# START OF MATERIAL
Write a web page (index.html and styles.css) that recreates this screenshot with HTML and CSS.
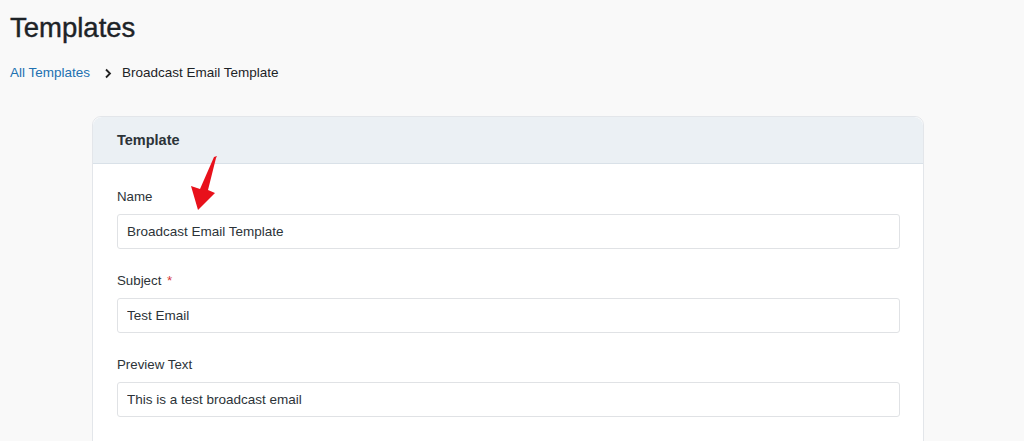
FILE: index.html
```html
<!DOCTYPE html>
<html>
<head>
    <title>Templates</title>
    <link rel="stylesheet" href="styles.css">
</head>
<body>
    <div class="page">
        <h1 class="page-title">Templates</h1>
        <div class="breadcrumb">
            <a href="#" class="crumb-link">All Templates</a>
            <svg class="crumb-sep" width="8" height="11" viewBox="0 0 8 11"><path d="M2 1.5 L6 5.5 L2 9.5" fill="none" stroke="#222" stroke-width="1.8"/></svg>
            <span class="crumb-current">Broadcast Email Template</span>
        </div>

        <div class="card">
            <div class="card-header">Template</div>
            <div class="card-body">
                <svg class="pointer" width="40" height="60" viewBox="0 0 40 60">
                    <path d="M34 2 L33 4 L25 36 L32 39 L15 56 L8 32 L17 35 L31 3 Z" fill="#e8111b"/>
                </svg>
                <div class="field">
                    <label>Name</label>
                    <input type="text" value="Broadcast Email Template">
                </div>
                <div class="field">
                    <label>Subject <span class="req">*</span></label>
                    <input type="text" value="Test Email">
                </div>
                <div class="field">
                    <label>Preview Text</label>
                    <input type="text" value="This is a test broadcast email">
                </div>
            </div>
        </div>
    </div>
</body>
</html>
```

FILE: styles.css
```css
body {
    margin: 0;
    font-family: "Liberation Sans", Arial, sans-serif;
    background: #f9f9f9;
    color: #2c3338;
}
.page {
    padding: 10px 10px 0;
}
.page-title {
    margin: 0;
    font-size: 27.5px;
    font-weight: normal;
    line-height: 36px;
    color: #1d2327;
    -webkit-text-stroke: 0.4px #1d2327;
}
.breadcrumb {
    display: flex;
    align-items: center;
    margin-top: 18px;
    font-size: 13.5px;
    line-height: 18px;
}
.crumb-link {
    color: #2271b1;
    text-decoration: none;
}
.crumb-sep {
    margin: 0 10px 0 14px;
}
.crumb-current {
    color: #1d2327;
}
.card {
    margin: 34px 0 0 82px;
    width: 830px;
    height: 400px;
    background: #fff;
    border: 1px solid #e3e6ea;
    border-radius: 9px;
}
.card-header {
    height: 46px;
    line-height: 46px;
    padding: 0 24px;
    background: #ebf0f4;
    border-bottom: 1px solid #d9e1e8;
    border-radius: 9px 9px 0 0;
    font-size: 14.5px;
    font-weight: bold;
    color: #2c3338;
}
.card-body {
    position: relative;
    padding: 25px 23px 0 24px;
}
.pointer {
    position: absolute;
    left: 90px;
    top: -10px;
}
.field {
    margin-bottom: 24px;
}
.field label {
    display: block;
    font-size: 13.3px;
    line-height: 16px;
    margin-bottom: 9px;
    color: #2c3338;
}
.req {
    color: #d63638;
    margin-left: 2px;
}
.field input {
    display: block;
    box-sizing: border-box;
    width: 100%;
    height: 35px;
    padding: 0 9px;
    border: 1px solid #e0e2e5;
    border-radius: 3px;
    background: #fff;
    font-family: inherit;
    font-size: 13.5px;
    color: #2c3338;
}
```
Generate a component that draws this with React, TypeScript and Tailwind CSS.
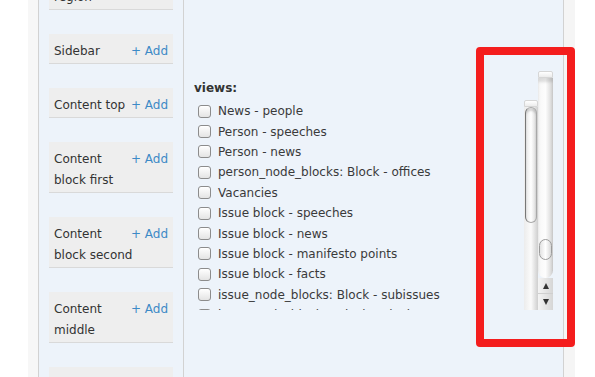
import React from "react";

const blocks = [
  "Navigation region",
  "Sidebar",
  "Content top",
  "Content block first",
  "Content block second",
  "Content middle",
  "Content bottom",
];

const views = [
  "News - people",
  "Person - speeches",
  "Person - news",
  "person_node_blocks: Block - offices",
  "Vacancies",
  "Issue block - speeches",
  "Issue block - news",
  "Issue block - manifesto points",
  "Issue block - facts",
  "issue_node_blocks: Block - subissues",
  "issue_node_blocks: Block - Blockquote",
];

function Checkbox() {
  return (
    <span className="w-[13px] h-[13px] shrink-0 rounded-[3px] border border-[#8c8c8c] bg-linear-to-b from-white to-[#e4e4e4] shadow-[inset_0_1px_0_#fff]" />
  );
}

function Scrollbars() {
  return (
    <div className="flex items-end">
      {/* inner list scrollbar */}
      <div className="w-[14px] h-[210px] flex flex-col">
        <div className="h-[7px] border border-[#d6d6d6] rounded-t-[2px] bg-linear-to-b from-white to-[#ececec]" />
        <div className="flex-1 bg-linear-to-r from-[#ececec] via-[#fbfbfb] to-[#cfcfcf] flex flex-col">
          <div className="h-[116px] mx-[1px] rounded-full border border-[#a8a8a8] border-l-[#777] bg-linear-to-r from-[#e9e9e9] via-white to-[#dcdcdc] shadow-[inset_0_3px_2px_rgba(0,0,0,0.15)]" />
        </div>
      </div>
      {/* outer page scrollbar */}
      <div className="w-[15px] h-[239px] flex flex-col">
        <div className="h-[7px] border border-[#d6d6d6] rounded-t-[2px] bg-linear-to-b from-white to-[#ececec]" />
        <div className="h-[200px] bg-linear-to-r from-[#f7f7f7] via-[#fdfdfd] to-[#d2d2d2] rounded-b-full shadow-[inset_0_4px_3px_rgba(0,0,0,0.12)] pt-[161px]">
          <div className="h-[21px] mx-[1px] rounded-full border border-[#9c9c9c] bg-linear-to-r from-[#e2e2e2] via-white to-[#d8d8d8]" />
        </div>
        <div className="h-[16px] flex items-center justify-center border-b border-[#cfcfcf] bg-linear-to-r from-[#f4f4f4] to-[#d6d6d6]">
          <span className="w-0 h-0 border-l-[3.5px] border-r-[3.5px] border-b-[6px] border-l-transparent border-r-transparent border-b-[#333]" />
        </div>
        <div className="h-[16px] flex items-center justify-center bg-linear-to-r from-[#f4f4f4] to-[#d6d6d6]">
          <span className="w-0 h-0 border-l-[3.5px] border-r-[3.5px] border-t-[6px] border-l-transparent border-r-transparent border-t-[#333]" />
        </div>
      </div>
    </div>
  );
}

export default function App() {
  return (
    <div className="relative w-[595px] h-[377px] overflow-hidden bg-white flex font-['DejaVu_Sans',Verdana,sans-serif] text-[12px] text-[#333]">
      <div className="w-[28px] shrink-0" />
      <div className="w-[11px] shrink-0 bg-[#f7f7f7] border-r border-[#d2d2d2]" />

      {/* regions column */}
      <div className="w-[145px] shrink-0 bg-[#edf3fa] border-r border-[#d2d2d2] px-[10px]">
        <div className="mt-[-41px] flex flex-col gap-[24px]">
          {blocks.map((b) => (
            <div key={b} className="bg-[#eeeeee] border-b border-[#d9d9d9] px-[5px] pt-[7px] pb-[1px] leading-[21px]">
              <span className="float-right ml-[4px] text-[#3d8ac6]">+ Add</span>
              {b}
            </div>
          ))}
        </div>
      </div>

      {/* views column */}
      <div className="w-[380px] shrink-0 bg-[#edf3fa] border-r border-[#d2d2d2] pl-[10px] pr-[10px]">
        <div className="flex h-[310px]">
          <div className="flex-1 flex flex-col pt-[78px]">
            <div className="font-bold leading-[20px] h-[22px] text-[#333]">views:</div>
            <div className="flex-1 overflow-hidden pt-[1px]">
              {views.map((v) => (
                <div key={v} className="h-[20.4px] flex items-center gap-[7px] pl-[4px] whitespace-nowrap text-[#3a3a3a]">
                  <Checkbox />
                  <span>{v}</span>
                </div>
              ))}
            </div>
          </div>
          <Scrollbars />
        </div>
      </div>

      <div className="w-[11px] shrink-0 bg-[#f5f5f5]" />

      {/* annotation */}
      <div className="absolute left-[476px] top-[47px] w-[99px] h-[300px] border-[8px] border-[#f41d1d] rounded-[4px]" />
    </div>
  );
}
# END OF MATERIAL
# START OF MATERIAL
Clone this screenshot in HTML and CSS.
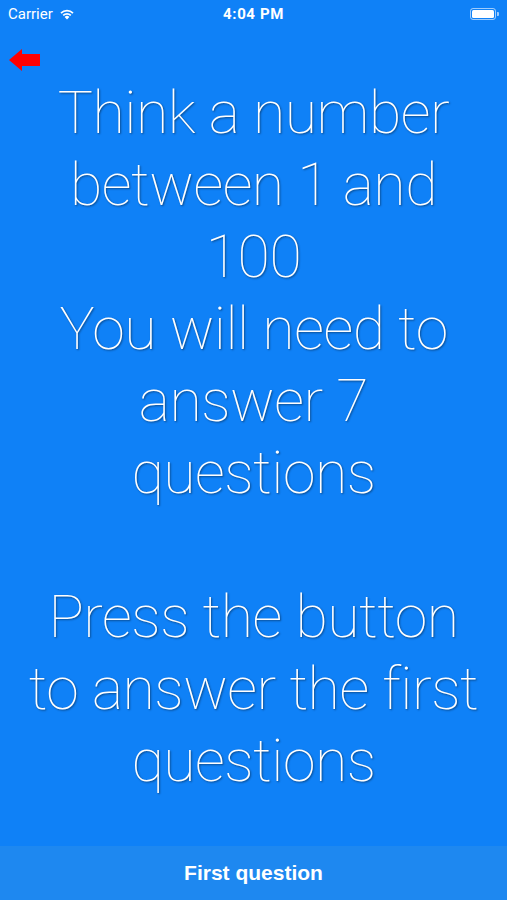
# END OF MATERIAL
SHORT TASK » Look above for lines with the word "that" and copy them all.

REPLY TO THE TASK »
Write a web page (index.html and styles.css) that recreates this screenshot with HTML and CSS.
Generate a component that draws this with React, TypeScript and Tailwind CSS.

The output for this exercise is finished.